2. Kami eksponen Forum Komunikasi Senat Mahasiswa se-Jakarta (FKSMJ) ’98 dengan ini meminta kepada pihak Polri untuk menghentikan dan menyudahi upaya penangkapan terhadap aktivis-aktivis pro rakyat serta penggunaan cara-cara represif dan oppressive dalam merespons unjuk rasa, sekaligus juga melepaskan mahasiswa-mahasiswa yang saat ini sedang dalam status penahanan.
3. Kami eksponen Forum Komunikasi Senat Mahasiswa se-Jakarta (FKSMJ) ’98 dengan ini meminta kepada segenap komponen bangsa untuk bersama-sama menahan diri serta duduk bersama dengan suasana penuh hikmat kebijaksanaan dalam permusyawaratan dan permufakatan untuk mendapatkan resolusi atas situasi yang tengah berlangsung.
4. Kami eksponen Forum Komunikasi Senat Mahasiswa se-Jakarta (FKSMJ) ’98 dengan ini meminta elite politik, khususnya para pembantu Presiden untuk memperbaiki komunikasi politik dalam merespons situasi yang berlangsung, sehingga tidak memperkeruh situasi serta tidak menimbulkan blunder yang makin memperbesar kekecewaan publik dalam skala yang lebih luas.

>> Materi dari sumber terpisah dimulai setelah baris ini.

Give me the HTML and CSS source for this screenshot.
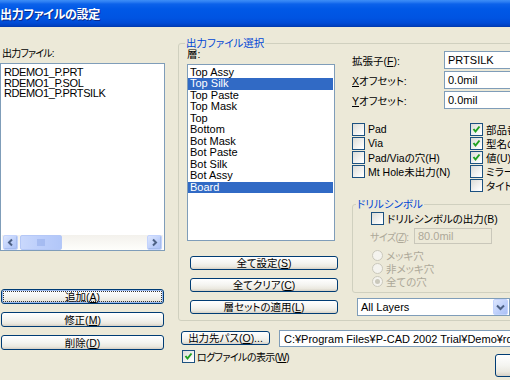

5. Kami eksponen Forum Komunikasi Senat Mahasiswa se-Jakarta (FKSMJ) ’98 mengajak segenap eksponen kebangsaan prodemokrasi untuk bergotong royong menuntaskan agenda reformasi yang sampai saat ini belum terlaksana dengan tetap berpegang pada apa yang telah diamanatkan di dalam Pembukaan Undang Undang Dasar 1945.
Demikian pernyataan sikap ini kami sampaikan sebagai bentuk rasa tanggung jawab dan keterpanggilan kami sebagai anak bangsa demi kelangsungan masa depan negeri ini, Indonesia Raya.